I finally got rid of the feeling of a lump in my throat, which my doctor diagnosed as globus pharyngeus. This is my story.
It Felt Like There Was a Lump in My Throat
With a few simple lifestyle changes, I finally got rid of the sensation of a lump in my throat. This is good news for me and for other sufferers of globus pharyngeus. My otolaryngologist is the one who diagnosed my condition as cricopharyngeus spasm (aka globus pharyngeus). Okay, that is far too many big words for one sentence. So, let's start from the beginning...
I had been experiencing an annoying sensation that felt like a lump in my throat for a while. Today I saw a head and neck specialist and found out it's not a serious cause for concern. The condition has several names, and is most commonly known as globus pharyngeus.
In this article, I will describe my symptoms, the diagnostic medical procedure, and the simple things I need to do to get rid of the feeling of a lump in my throat.
I am not a medical professional, nor am I offering any medical advice. This page only tells my story.
Symptoms of Globus Pharyngeus
It all started about a month ago with the feeling of a lump in my throat. It's a strange sensation, as I would imagine I would feel if someone were choking me, but not quite enough to actually block the airway. Then I became aware of a few more symptoms, including:
- Feeling of a lump in my throat, which eased during eating
- Mild chest pains
- Heartburn and gas
- Bloated stomach (not always a symptom, but it was for me)
A Few Simple Lifestyle Changes
The best part of my visit to the doctor today was I was told this condition will go away. Just a few simple lifestyle changes for me:
- Reduce stress.
- Elevate my head when I sleep, so my neck is above my stomach.
- Eating certain foods only in the morning, like dairy, acidic fruits (oranges, kiwi fruit, etc.) and no more than one cup of coffee per day.
- If I have a morning cup of coffee, I need to drink an equal amount of water.
- Avoiding fatty foods a few hours before bedtime, and no eating at all within an hour of going to sleep.
- One month of medication, with a follow-up visit to my GP at that time.
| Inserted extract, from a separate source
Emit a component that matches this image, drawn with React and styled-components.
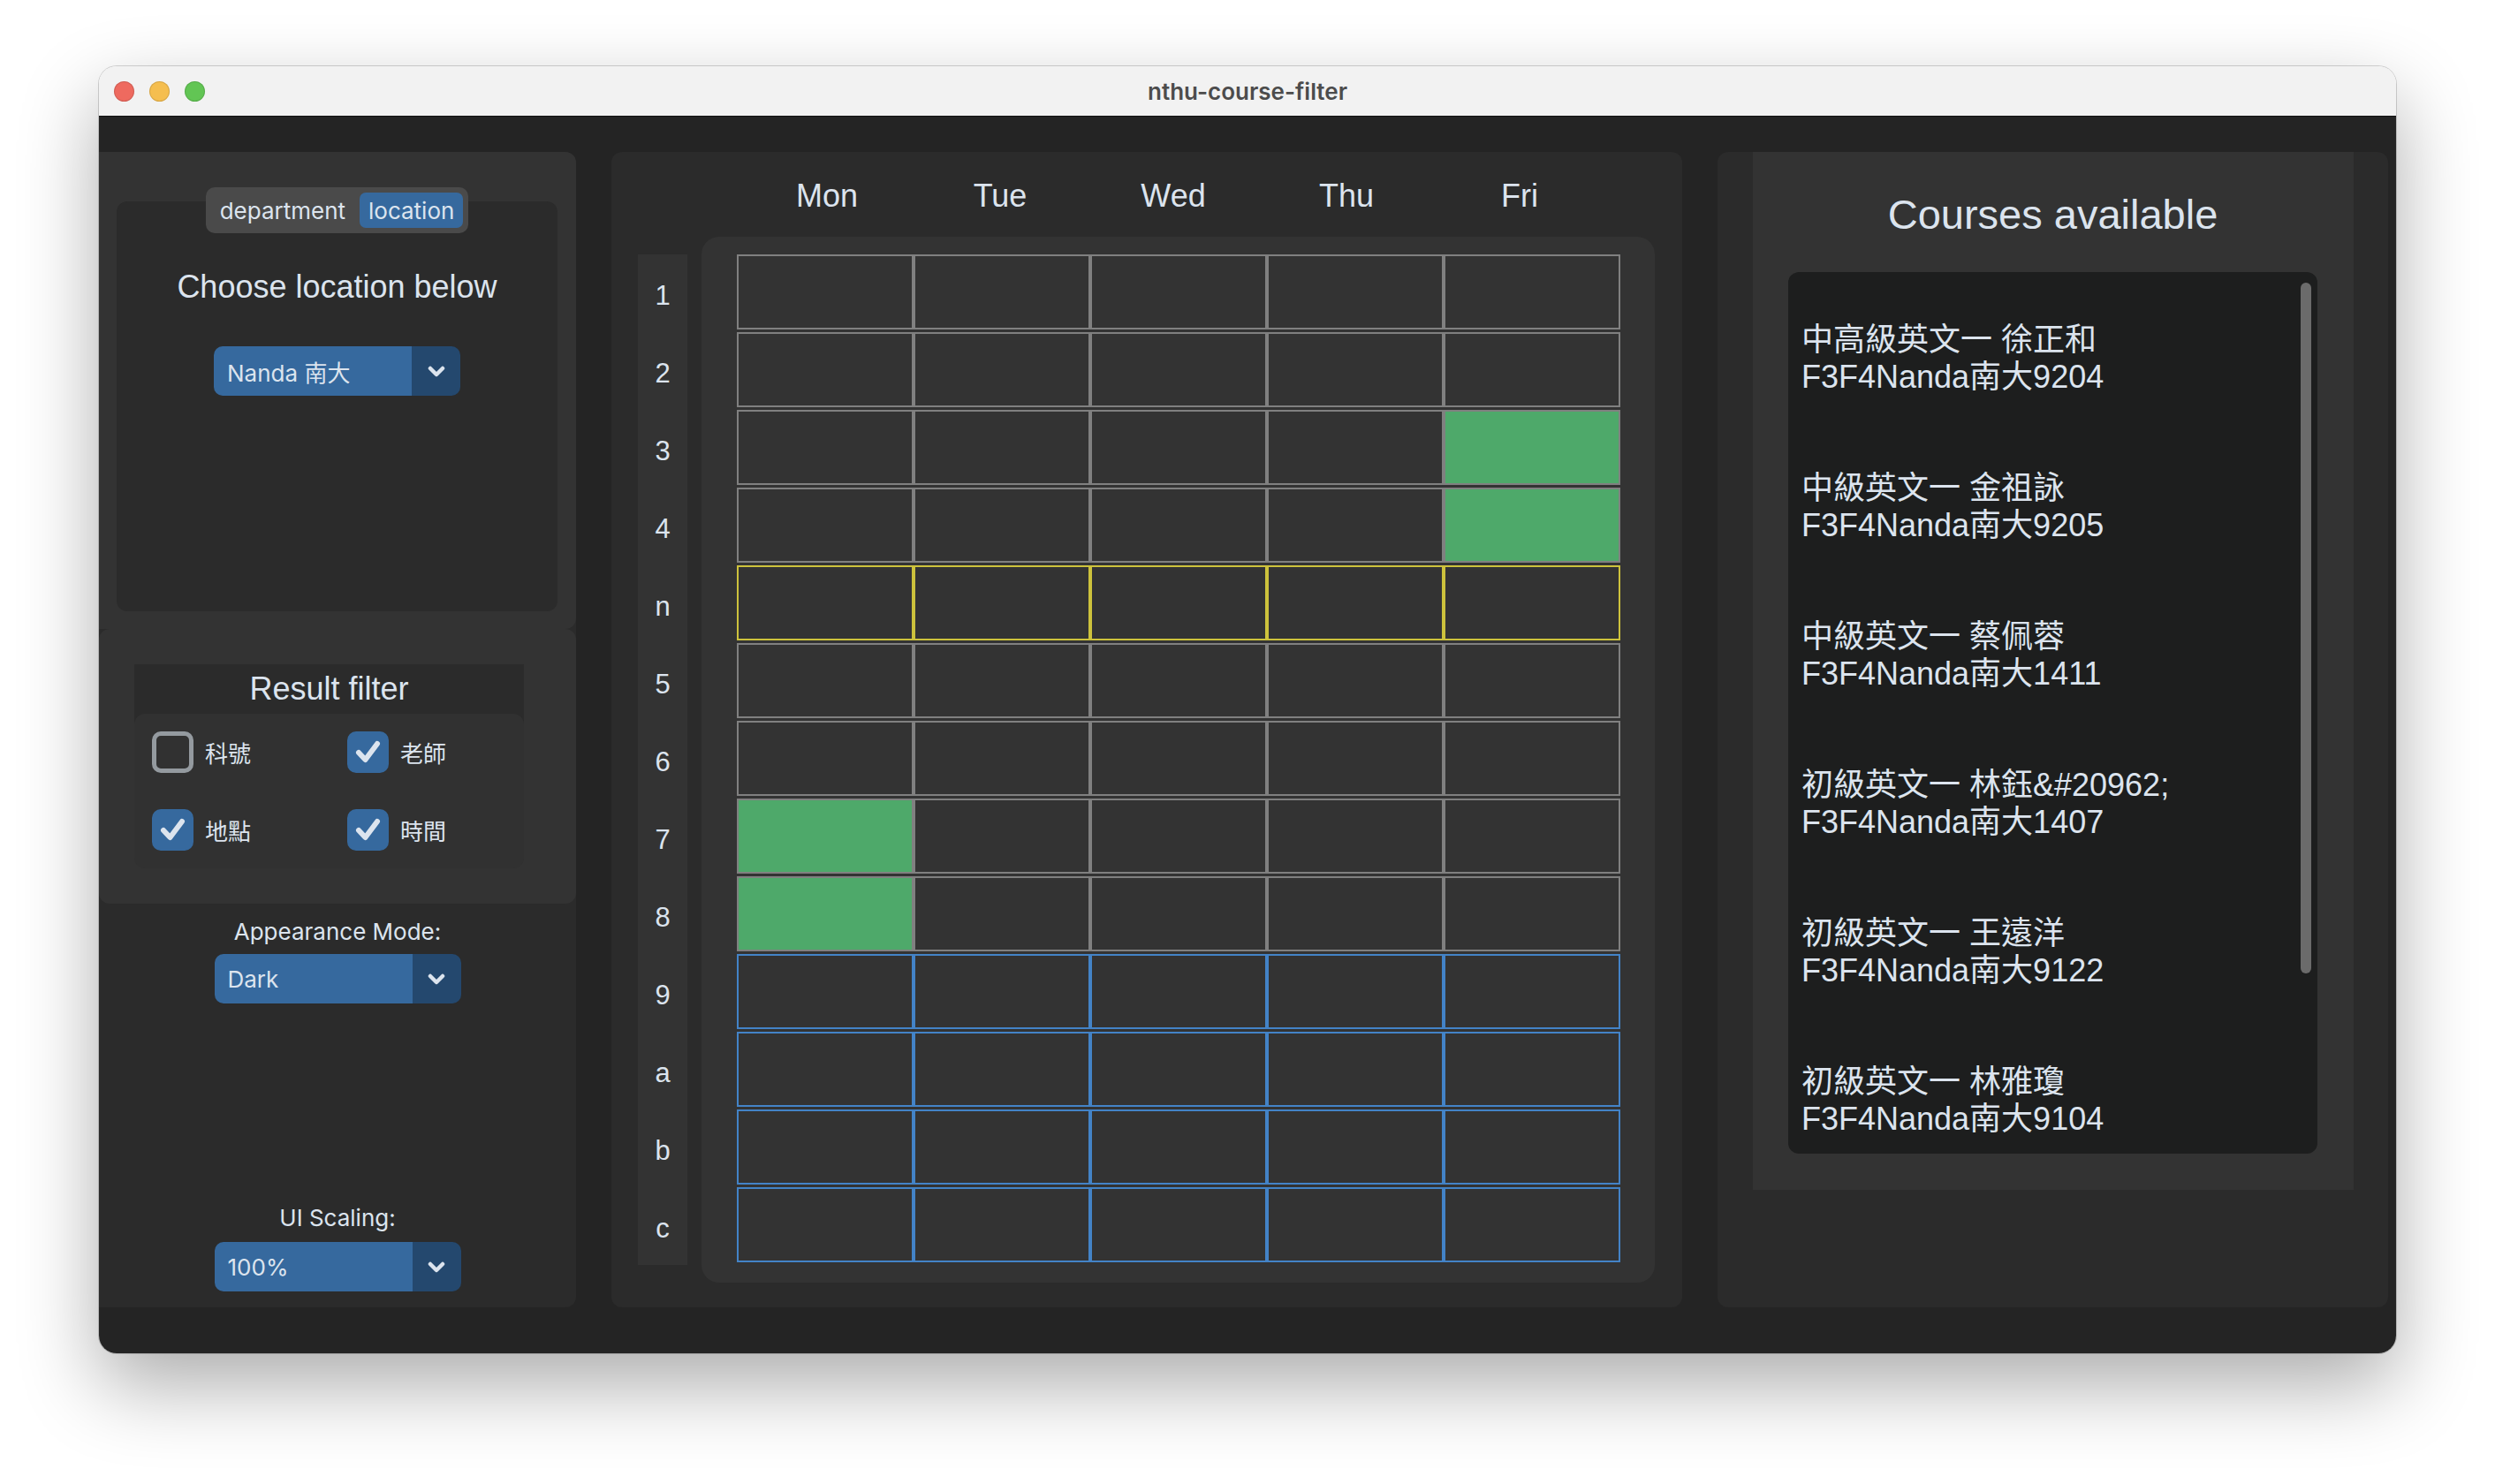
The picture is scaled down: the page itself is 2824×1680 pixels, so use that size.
import styled, { createGlobalStyle } from "styled-components";

const GlobalStyle = createGlobalStyle`
  html, body {
    margin: 0;
    padding: 0;
    background: #ffffff;
  }
  body {
    font-family: "Liberation Sans", "Noto Sans CJK TC", sans-serif;
    color: #dce4ee;
  }
  * {
    box-sizing: border-box;
  }
`;

const Page = styled.div`
  width: 2824px;
  height: 1680px;
  padding: 75px 0 0 112px;
`;

const Window = styled.div`
  width: 2600px;
  height: 1457px;
  display: flex;
  flex-direction: column;
  border-radius: 20px;
  overflow: hidden;
  box-shadow: 0 0 0 1px rgba(0, 0, 0, 0.16), 0 36px 90px rgba(0, 0, 0, 0.33);
`;

const TitleBar = styled.div`
  height: 57px;
  display: grid;
  grid-template-columns: 1fr auto 1fr;
  align-items: center;
  background: #f2f2f2;
  border-bottom: 1px solid #111;
`;

const Lights = styled.div`
  display: flex;
  gap: 17px;
  padding-left: 17px;
`;

const Light = styled.span`
  width: 23px;
  height: 23px;
  border-radius: 50%;
  background: ${(p) => p.$color};
  box-shadow: inset 0 0 0 1px rgba(0, 0, 0, 0.12);
`;

const WindowTitle = styled.div`
  font-family: "Inter", sans-serif;
  font-weight: 600;
  font-size: 26px;
  color: #4c4c4c;
`;

const Content = styled.div`
  flex: 1;
  display: flex;
  gap: 40px;
  padding: 40px 9px 52px 0;
  background: #242424;
`;

/* ---------- sidebar ---------- */

const Sidebar = styled.div`
  width: 540px;
  display: flex;
  flex-direction: column;
  background: #2b2b2b;
  border-radius: 0 12px 12px 0;
  padding-bottom: 18px;
`;

const TopFrame = styled.div`
  height: 540px;
  display: flex;
  padding: 56px 21px 20px 20px;
  background: #333333;
  border-radius: 0 12px 12px 0;
`;

const TabFrame = styled.div`
  flex: 1;
  display: flex;
  flex-direction: column;
  align-items: center;
  background: #2b2b2b;
  border-radius: 12px;
`;

const Segmented = styled.div`
  margin-top: -16px;
  display: flex;
  gap: 6px;
  padding: 6px;
  background: #4a4a4a;
  border-radius: 10px;
`;

const SegButton = styled.div`
  height: 40px;
  padding: 0 10px;
  display: flex;
  align-items: center;
  font-family: "Inter", sans-serif;
  font-size: 26px;
  color: #dce4ee;
  border-radius: 7px;
  background: ${(p) => (p.$active ? "#36699e" : "transparent")};
`;

const ChooseLabel = styled.div`
  margin-top: 39px;
  font-size: 36px;
  line-height: 43px;
`;

const Dropdown = styled.div`
  margin-top: ${(p) => p.$top || 0}px;
  width: 279px;
  height: 56px;
  display: flex;
  border-radius: 10px;
  overflow: hidden;
  align-self: center;
`;

const DropValue = styled.div`
  flex: 1;
  display: flex;
  align-items: center;
  padding-left: 15px;
  background: #36699e;
  font-family: "Inter", "Noto Sans CJK TC", sans-serif;
  font-size: 26px;
  color: #dce4ee;
`;

const DropArrow = styled.div`
  width: 55px;
  display: flex;
  align-items: center;
  justify-content: center;
  background: #24486e;
`;

const FilterFrame = styled.div`
  height: 311px;
  padding: 40px 59px 0 40px;
  background: #333333;
  border-radius: 12px;
`;

const FilterBox = styled.div`
  background: linear-gradient(to bottom, #2b2b2b 0 80px, transparent 80px);
`;

const FilterTitle = styled.div`
  height: 56px;
  display: flex;
  align-items: center;
  justify-content: center;
  font-size: 36px;
`;

const CheckGrid = styled.div`
  display: grid;
  grid-template-columns: 221px 1fr;
  row-gap: 41px;
  padding: 20px;
  background: #313131;
  border-radius: 12px;
`;

const CheckItem = styled.div`
  display: flex;
  align-items: center;
  gap: 13px;
  font-family: "Inter", "Noto Sans CJK TC", sans-serif;
  font-size: 26px;
  color: #dce4ee;
`;

const Box = styled.div`
  width: 47px;
  height: 47px;
  border-radius: 10px;
  display: flex;
  align-items: center;
  justify-content: center;
  background: ${(p) => (p.$checked ? "#36699e" : "transparent")};
  border: ${(p) => (p.$checked ? "none" : "5px solid #949a9f")};
`;

const SideLabel = styled.div`
  margin-top: ${(p) => (p.$auto ? "auto" : `${p.$top}px`)};
  align-self: center;
  font-family: "Inter", sans-serif;
  font-size: 26px;
  line-height: 32px;
  color: #dce4ee;
`;

/* ---------- schedule ---------- */

const SchedulePanel = styled.div`
  width: 1212px;
  display: flex;
  flex-direction: column;
  background: #2b2b2b;
  border-radius: 12px;
`;

const DayRow = styled.div`
  display: grid;
  grid-template-columns: repeat(5, 196px);
  padding: 28px 0 0 146px;
`;

const Day = styled.div`
  text-align: center;
  font-size: 36px;
  line-height: 43px;
`;

const ScheduleBody = styled.div`
  display: flex;
  align-items: flex-start;
  margin-top: 25px;
  padding-left: 30px;
`;

const RowLabels = styled.div`
  width: 56px;
  margin-top: 20px;
  padding-bottom: 3px;
  display: grid;
  grid-auto-rows: 85px;
  row-gap: 3px;
  background: #333333;
`;

const RowLabel = styled.div`
  display: flex;
  align-items: center;
  justify-content: center;
  padding-top: 8px;
  font-size: 31px;
`;

const GridFrame = styled.div`
  margin-left: 16px;
  padding: 20px 39px 23px 40px;
  background: #333333;
  border-radius: 20px;
`;

const Cells = styled.div`
  display: grid;
  grid-template-columns: repeat(5, 200px);
  grid-auto-rows: 85px;
  row-gap: 3px;
`;

const Cell = styled.div`
  border: 2px solid ${(p) => p.$edge};
  background: ${(p) => (p.$busy ? "#4ea96a" : "#333333")};
`;

/* ---------- courses ---------- */

const CoursePanel = styled.div`
  width: 759px;
  display: flex;
  padding: 0 39px 133px 40px;
  background: #2b2b2b;
  border-radius: 12px;
`;

const CourseInner = styled.div`
  flex: 1;
  display: flex;
  flex-direction: column;
  padding: 43px 41px 41px 40px;
  background: #333333;
`;

const CourseTitle = styled.div`
  text-align: center;
  font-size: 47px;
  line-height: 56px;
`;

const CourseList = styled.div`
  position: relative;
  flex: 1;
  margin-top: 37px;
  padding: 56px 15px 0;
  display: flex;
  flex-direction: column;
  gap: 84px;
  background: #1d1e1e;
  border-radius: 12px;
  overflow: hidden;
`;

const Course = styled.div`
  font-size: 36px;
  line-height: 42px;
  white-space: nowrap;
`;

const Scrollbar = styled.div`
  position: absolute;
  top: 12px;
  right: 7px;
  width: 12px;
  height: 782px;
  border-radius: 6px;
  background: #6b6b6b;
`;

const rows = ["1", "2", "3", "4", "n", "5", "6", "7", "8", "9", "a", "b", "c"];
const days = ["Mon", "Tue", "Wed", "Thu", "Fri"];
// row index - day index of the slots that are taken
const busy = { "2-4": true, "3-4": true, "7-0": true, "8-0": true };

const courses = [
  ["中高級英文一 徐正和", "F3F4Nanda南大9204"],
  ["中級英文一 金祖詠", "F3F4Nanda南大9205"],
  ["中級英文一 蔡佩蓉", "F3F4Nanda南大1411"],
  ["初級英文一 林鈺&#20962;", "F3F4Nanda南大1407"],
  ["初級英文一 王遠洋", "F3F4Nanda南大9122"],
  ["初級英文一 林雅瓊", "F3F4Nanda南大9104"],
];

function edgeFor(row) {
  if (row === "n") return "#cdc23c";
  if (["9", "a", "b", "c"].includes(row)) return "#4383c7";
  return "#808080";
}

function Chevron() {
  return (
    <svg width="20" height="13" viewBox="0 0 20 13">
      <path
        d="M3 3 L10 10 L17 3"
        fill="none"
        stroke="#dce4ee"
        strokeWidth="4.5"
        strokeLinecap="round"
        strokeLinejoin="round"
      />
    </svg>
  );
}

function Select({ value, top }) {
  return (
    <Dropdown $top={top}>
      <DropValue>{value}</DropValue>
      <DropArrow>
        <Chevron />
      </DropArrow>
    </Dropdown>
  );
}

function Check({ label, checked }) {
  return (
    <CheckItem>
      <Box $checked={checked}>
        {checked && (
          <svg width="47" height="47" viewBox="0 0 47 47">
            <path
              d="M13 24 L20.5 32 L34 14"
              fill="none"
              stroke="#dce4ee"
              strokeWidth="6"
              strokeLinecap="round"
              strokeLinejoin="round"
            />
          </svg>
        )}
      </Box>
      {label}
    </CheckItem>
  );
}

export default function App() {
  return (
    <>
      <GlobalStyle />
      <Page>
        <Window>
          <TitleBar>
            <Lights>
              <Light $color="#ee6a5f" />
              <Light $color="#f5be4f" />
              <Light $color="#62c554" />
            </Lights>
            <WindowTitle>nthu-course-filter</WindowTitle>
            <div />
          </TitleBar>

          <Content>
            <Sidebar>
              <TopFrame>
                <TabFrame>
                  <Segmented>
                    <SegButton>department</SegButton>
                    <SegButton $active>location</SegButton>
                  </Segmented>
                  <ChooseLabel>Choose location below</ChooseLabel>
                  <Select value="Nanda 南大" top={46} />
                </TabFrame>
              </TopFrame>

              <FilterFrame>
                <FilterBox>
                  <FilterTitle>Result filter</FilterTitle>
                  <CheckGrid>
                    <Check label="科號" />
                    <Check label="老師" checked />
                    <Check label="地點" checked />
                    <Check label="時間" checked />
                  </CheckGrid>
                </FilterBox>
              </FilterFrame>

              <SideLabel $top={16}>Appearance Mode:</SideLabel>
              <Select value="Dark" top={9} />
              <SideLabel $auto>UI Scaling:</SideLabel>
              <Select value="100%" top={11} />
            </Sidebar>

            <SchedulePanel>
              <DayRow>
                {days.map((d) => (
                  <Day key={d}>{d}</Day>
                ))}
              </DayRow>
              <ScheduleBody>
                <RowLabels>
                  {rows.map((r) => (
                    <RowLabel key={r}>{r}</RowLabel>
                  ))}
                </RowLabels>
                <GridFrame>
                  <Cells>
                    {rows.map((r, ri) =>
                      days.map((d, ci) => (
                        <Cell
                          key={`${r}-${d}`}
                          $edge={edgeFor(r)}
                          $busy={busy[`${ri}-${ci}`]}
                        />
                      ))
                    )}
                  </Cells>
                </GridFrame>
              </ScheduleBody>
            </SchedulePanel>

            <CoursePanel>
              <CourseInner>
                <CourseTitle>Courses available</CourseTitle>
                <CourseList>
                  {courses.map(([name, place]) => (
                    <Course key={place}>
                      {name}
                      <br />
                      {place}
                    </Course>
                  ))}
                  <Scrollbar />
                </CourseList>
              </CourseInner>
            </CoursePanel>
          </Content>
        </Window>
      </Page>
    </>
  );
}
Update: After following these suggestions, the lump in throat sensation is now gone!
Anatomy of the Larnyx
So . . . What Is Globus Pharyngeus?
Globus pharyngeus occurs when the cricopharyngeal muscle becomes too tight. This muscle is located behind, and is attached to, the cricoid cartilage. The muscle acts like a sphincter to prevent food from coming back into the mouth after swallowing. When it goes into spasm, it feels like a lump sensation in the throat.
What causes the cricopharyngeal muscle to become too tight, you might ask? Most of the time, it happens as a result of reflux and stress.